Date of this Version
Composite Structures 93 (2011) 2882–2894; doi:10.1016/j.compstruct.2011.05.015
The paper deals with the development and computational assessment of three- and two-node beam finite elements based on the Refined Zigzag Theory (RZT) for the analysis of multilayered composite and sandwich beams. RZT is a recently proposed structural theory that accounts for the stretching, bending, and transverse shear deformations, and which provides substantial improvements over previously developed zigzag and higher-order theories. This new theory is analytically rigorous, variationally consistent, and computationally attractive. The theory is not affected by anomalies of most previous zigzag and higher-order theories, such as the vanishing of transverse shear stress and force at clamped boundaries. In contrast to Timoshenko theory, RZT does not employ shear correction factors to yield accurate results. From the computational mechanics perspective RZT requires C°-continuous shape functions and thus enables the development of efficient displacement-type finite elements. The focus of this paper is to explore several low-order beam finite elements that offer the best compromise between computational efficiency and accuracy. The initial attention is on the choice of shape functions that do not admit shear locking effects in slender beams. For this purpose, anisoparametric (aka interdependent) interpolations are adapted to approximate the four independent kinematic variables that are necessary to model the planar beam deformations. To achieve simple two-node elements, several types of constraint conditions are examined and corresponding deflection shape-functions are derived.

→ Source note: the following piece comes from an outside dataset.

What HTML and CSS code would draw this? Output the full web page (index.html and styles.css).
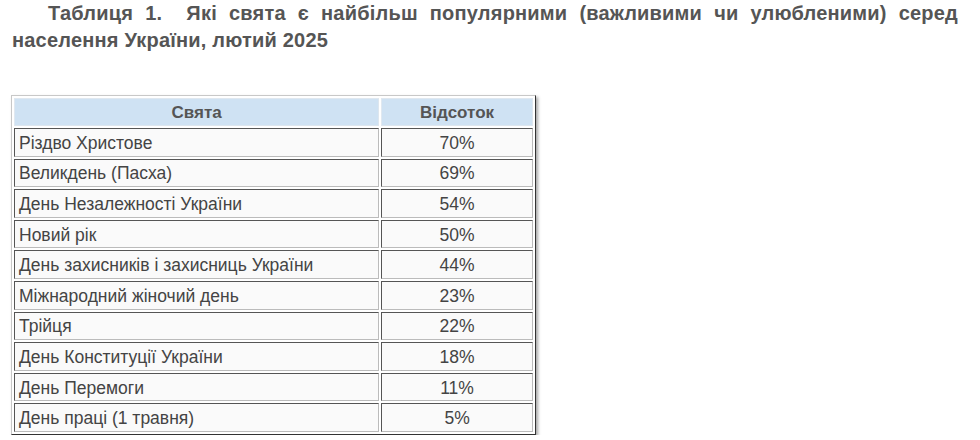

It is recognized that the constraint condition requiring a constant variation of the transverse shear force gives rise to a remarkably accurate two-node beam element. The proposed elements and their predictive capabilities are assessed using several elastostatic example problems, where simply supported and cantilevered beams are analyzed over a range of lamination sequences, heterogeneous material properties, and slenderness ratios.